In his fiscal year 2023 proposed budget, Gov. Mike Parson recommended $28.5 million to help fund the transition to the 988 hotline. Missouri expects to receive more than 172,000 calls once the number is live — more than four times the current call volume, the St. Louis Post-Dispatch reported.

“We think the advent of the 988 line is a really important step toward making sure people have a system to fall into when they’re in crisis,” said Jessica Petrie, a lobbyist who testified in favor of the bill on behalf of the Missouri chapter of the National Association of Social Workers and BJC HealthCare, “and this is a really clever way to increase awareness of that, especially among our vulnerable students.”
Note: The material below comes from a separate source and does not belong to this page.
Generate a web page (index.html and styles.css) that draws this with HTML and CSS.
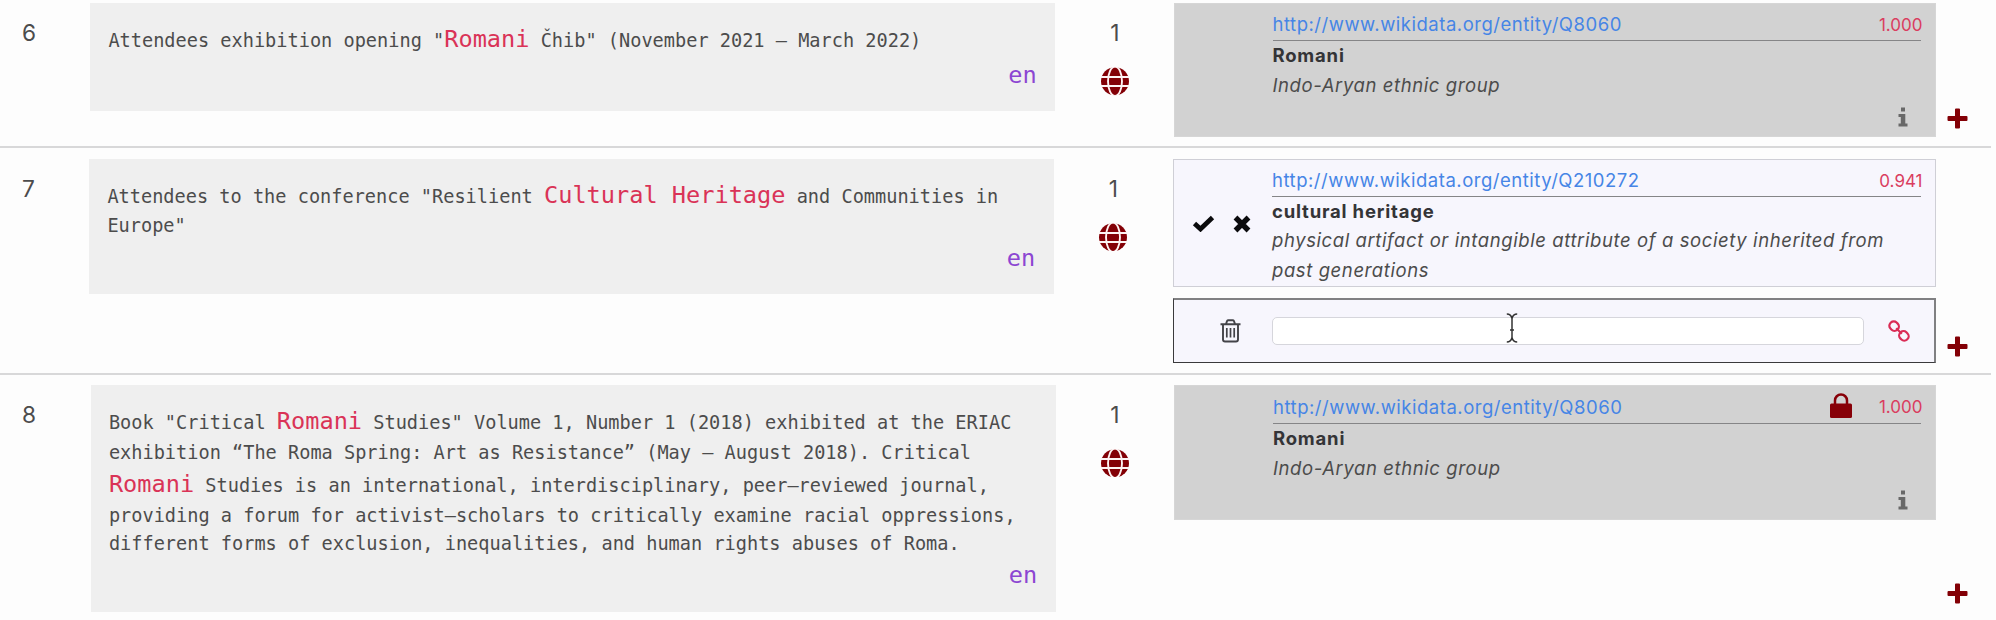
FILE: index.html
```html
<!DOCTYPE html>
<html lang="en">
<head>
<meta charset="utf-8">
<title>Annotations</title>
<link rel="stylesheet" href="styles.css">
</head>
<body>
<svg class="defs" aria-hidden="true">
  <symbol id="globe" viewBox="0 0 28 28">
    <ellipse cx="14" cy="14" rx="14" ry="14" fill="#830006"/>
    <g fill="none" stroke="#fdf3f3" stroke-width="1.9">
      <ellipse cx="14" cy="14" rx="7" ry="14.6"/>
      <path d="M0 9.7h28M0 18.7h28"/>
    </g>
  </symbol>
  <symbol id="plus" viewBox="0 0 21 21">
    <path d="M9 0.5h3a1 1 0 0 1 1 1V8h6.500a1 1 0 0 1 1 1v3a1 1 0 0 1-1 1H13v6.500a1 1 0 0 1-1 1H9a1 1 0 0 1-1-1V13H1.500a1 1 0 0 1-1-1V9a1 1 0 0 1 1-1H8V1.500a1 1 0 0 1 1-1z" fill="#830006"/>
  </symbol>
  <symbol id="info" viewBox="0 0 10 20">
    <path d="M3 0.500h4v4H3zM0.500 7H7.300v9.500H9.500V19.500H0.500V16.500H2.800V10H0.500z" fill="#686868"/>
  </symbol>
</svg>
<main class="rows">
  <section class="row row-6">
    <div class="number">6</div>
    <div class="text">
      <div>Attendees exhibition opening "<mark>Romani</mark> Čhib" (November 2021 – March 2022)</div>
      <div class="lang">en</div>
    </div>
    <div class="count"><span>1</span><svg class="globe"><use href="#globe"/></svg></div>
    <div class="cards">
      <article class="card locked">
        <div class="body">
          <div class="head"><a>http://www.wikidata.org/entity/Q8060</a><span class="score">1.000</span></div>
          <div class="label">Romani</div>
          <div class="desc">Indo-Aryan ethnic group</div>
          <svg class="info"><use href="#info"/></svg>
        </div>
      </article>
    </div>
    <div class="add"><svg class="plus"><use href="#plus"/></svg></div>
  </section>
  <section class="row row-7">
    <div class="number">7</div>
    <div class="text">
      <div>Attendees to the conference "Resilient <mark>Cultural Heritage</mark> and Communities in<br>Europe"</div>
      <div class="lang">en</div>
    </div>
    <div class="count"><span>1</span><svg class="globe"><use href="#globe"/></svg></div>
    <div class="cards">
      <article class="card">
        <div class="actions">
          <svg class="check" viewBox="0 0 23 17"><path d="M2.500 8.500L8.500 14L20.500 2.500" fill="none" stroke="#0b0b0d" stroke-width="4.800"/></svg>
          <svg class="cross" viewBox="0 0 18 18"><path d="M2.500 2.500L15.500 15.500M15.500 2.500L2.500 15.500" fill="none" stroke="#0b0b0d" stroke-width="5.400"/></svg>
        </div>
        <div class="body">
          <div class="head"><a>http://www.wikidata.org/entity/Q210272</a><span class="score">0.941</span></div>
          <div class="label">cultural heritage</div>
          <div class="desc">physical artifact or intangible attribute of a society inherited from<br>past generations</div>
        </div>
      </article>
      <div class="card editor">
        <svg class="trash" viewBox="0 0 21 24"><g fill="none" stroke="#434348" stroke-width="1.900"><path d="M0.500 5.200h20M6 5L7 2.200Q7.400 1.300 8.400 1.300h4.200q1 0 1.400.9L15 5M3 5.500V20.500q0 2 2 2h11q2 0 2-2V5.500"/><path d="M6.800 9v9.500M10.500 9v9.500M14.200 9v9.500" stroke-width="1.700"/></g></svg>
        <div class="field" role="textbox" aria-label="Entity"><svg class="caret" viewBox="0 0 12 30"><path d="M0.800 1Q5 1 6 5.500Q7 1 11.200 1M6 5v20M0.800 29Q5 29 6 24.500Q7 29 11.200 29M4 17h4" fill="none" stroke="#333" stroke-width="1.500"/></svg></div>
        <svg class="link" viewBox="0 0 22 22"><g fill="none" stroke="#da2c55" stroke-width="2.200"><rect x="1.300" y="1.800" width="9.600" height="8.600" rx="4" transform="rotate(45 6.100 6.100)"/><rect x="11.100" y="11.600" width="9.600" height="8.600" rx="4" transform="rotate(45 15.900 15.900)"/><path d="M8.200 8.200l5.600 5.600"/></g></svg>
      </div>
    </div>
    <div class="add"><svg class="plus"><use href="#plus"/></svg></div>
  </section>
  <section class="row row-8">
    <div class="number">8</div>
    <div class="text">
      <div>Book "Critical <mark>Romani</mark> Studies" Volume 1, Number 1 (2018) exhibited at the ERIAC<br>exhibition “The Roma Spring: Art as Resistance” (May – August 2018). Critical<br><mark>Romani</mark> Studies is an international, interdisciplinary, peer–reviewed journal,<br>providing a forum for activist–scholars to critically examine racial oppressions,<br>different forms of exclusion, inequalities, and human rights abuses of Roma.</div>
      <div class="lang">en</div>
    </div>
    <div class="count"><span>1</span><svg class="globe"><use href="#globe"/></svg></div>
    <div class="cards">
      <article class="card locked">
        <div class="body">
          <div class="head"><a>http://www.wikidata.org/entity/Q8060</a><svg class="lock" viewBox="0 0 22 25"><path d="M5 12V7.500a6 6 0 0 1 12 0V12" fill="none" stroke="#870008" stroke-width="2.500"/><rect y="10.500" width="22" height="14.500" rx="1.500" fill="#870008"/></svg><span class="score">1.000</span></div>
          <div class="label">Romani</div>
          <div class="desc">Indo-Aryan ethnic group</div>
          <svg class="info"><use href="#info"/></svg>
        </div>
      </article>
    </div>
    <div class="add"><svg class="plus"><use href="#plus"/></svg></div>
  </section>
</main>
</body>
</html>
```
FILE: styles.css
```css
* { box-sizing: border-box; }
body {
  margin: 0;
  height: 620px;
  overflow: hidden;
  background: #fdfdfd;
  color: #4c4c4c;
  font-family: Inter, "Liberation Sans", sans-serif;
}
svg { display: block; flex: none; }
.defs { position: absolute; width: 0; height: 0; }
.rows { width: 1991px; }
.row {
  display: grid;
  grid-template-columns: 90px 965px 118.500px 762px 1fr;
  align-items: start;
  border-bottom: 2px solid #d8d8d9;
}
.row-6 { height: 148px; padding-top: 2.500px; }
.row-7 { height: 227px; padding-top: 11px; grid-template-columns: 89px 964.500px 119.500px 762.500px 1fr; }
.row-8 { height: 245px; padding-top: 10px; border-bottom: 0; grid-template-columns: 90.500px 965px 118.500px 761.500px 1fr; }
.number, .count {
  font-size: 22.700px;
  line-height: 34px;
  padding-top: 13.500px;
}
.row-7 .number, .row-7 .count, .row-8 .number, .row-8 .count { padding-top: 12.500px; }
.number { padding-left: 22px; }
.count { display: flex; flex-direction: column; align-items: center; gap: 17px; }
.row-6 .count { padding-left: 1px; }
.globe { width: 28px; height: 28.500px; }
.text {
  padding: 19.200px 18.400px 18px;
  background: #efefef;
  font-family: "DejaVu Sans Mono", monospace;
  font-size: 18.600px;
  line-height: 1.5;
}
.row-7 .text { padding-bottom: 18px; }
.row-8 .text { padding: 18.800px 18.400px 18px; }
mark { background: none; color: #da3357; font-size: 23.600px; }
.row-7 mark { line-height: 34px; }
.lang { text-align: right; color: #8c46d2; font-size: 23.600px; }
.row-6 .lang, .row-7 .lang { padding-top: 1px; }
.card {
  display: grid;
  grid-template-columns: 98px 1fr;
  padding: 5.800px 14px 1px 0;
  border: 1px solid #cfcfd6;
  background: #f7f6fd;
  font-size: 18.500px;
  line-height: 29.300px;
}
.locked { height: 134.500px; padding-top: 6.400px; background: #d2d2d2; border-color: #d6d6d6; }
.body { grid-column: 2; }
.head { display: flex; align-items: center; height: 31.200px; border-bottom: 1.500px solid #858587; }
.head a { color: #4685e6; margin-right: auto; white-space: nowrap; letter-spacing: 0.520px; }
.score { color: #da3d5f; font-size: 17px; margin-right: -2px; padding-top: 1px; }
.lock { width: 22px; height: 25px; margin: 0 27px 4px 0; }
.label { color: #343437; font-weight: 700; letter-spacing: 0.800px; }
.desc { font-style: italic; white-space: nowrap; letter-spacing: 0.590px; }
.locked .desc { padding-top: 0.700px; }
.info { width: 10px; height: 20px; margin: 7px 13px 0 auto; }
.actions { display: flex; align-items: center; align-self: start; gap: 18px; padding: 49px 0 0 18px; }
.check { width: 23px; height: 17px; }
.cross { width: 18px; height: 18px; }
.editor {
  grid-template-columns: 98px 592px 1fr;
  align-items: center;
  height: 65px;
  margin-top: 11.500px;
  padding: 0;
  border-style: solid;
  border-width: 2px 2px 1px 1px;
  border-color: #808082 #808082 #3a3a3c #3a3a3c;
}
.trash { width: 21px; height: 24px; margin-left: 45.500px; }
.field {
  display: flex;
  height: 28px;
  border: 1.500px solid #d6d6dc;
  border-radius: 5px;
  background: #fff;
}
.caret { width: 12px; height: 30px; margin: -5px 0 0 233px; }
.link { width: 22px; height: 22px; margin-left: 24px; }
.add { align-self: end; padding-left: 11.500px; }
.plus { width: 21px; height: 21px; }
.row-6 .add { margin-bottom: 17px; }
.row-7 .add { margin-bottom: 16px; }
.row-8 .add { margin-bottom: 16px; }
```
Mental health issues among youth were already increasing prior to the pandemic, and may have been exacerbated by its onset. A U.S. Department of Health and Human Services study published this month found between 2016 and 2020, the number of children between three and 17 years old diagnosed with anxiety grew by 29% and those diagnosed with depression grew by 27%.

The Department of Elementary and Secondary Education announced last week it was using federal relief funds to offer “Mental Health First Aid” training to schools at no cost to identify and respond to signs of mental health and substance use in adults and teens.

Kelley’s bill is named the “Jason Flatt/Avery Reine Cantor Act,” after two high school students who both died by suicide. Flatt was from Tennessee, while Cantor attended Lafayette High School in Wildwood, Missouri.

Rep. LaDonna Appelbaum, D-St. Louis, has worked with Kelley on the legislation since 2020, and said earlier this month Cantor’s mom had sent her a letter one of Cantor’s friends wrote after Cantor’s death, “and I want to read it so bad, but I don’t think I’ll get through it,” Appelbaum said as she urged lawmakers to support the measure.

Various education groups, like the Missouri NEA and Gifted Association of Missouri, and the Missouri chapter of the American Academy of Pediatrics also testified in support of the bill, which now awaits to be brought up for debate on the House floor.

No one testified in opposition or support of Schwadron’s bill, which has been filed since 2014, he said. It’s named after Tricia Leann Tharp, who died by suicide at 31 years old. Her father, Patrick Tharp, was a pharmacist from Hannibal who founded the St. Charles nonprofit Pharmacists Preventing Suicides Inc., and devoted his work to preventing suicide until his death in 2017.

Schwadron noted that his wife also works with the son of Patrick Tharp and brother to Tricia Leann Tharp, and said that, “pharmacists could make a significant impact in saving lives.”

If you or someone you know is in crisis, call the National Suicide Prevention Lifeline at 1-800-273-8255 or text HOME to the Crisis Text Line at 741741.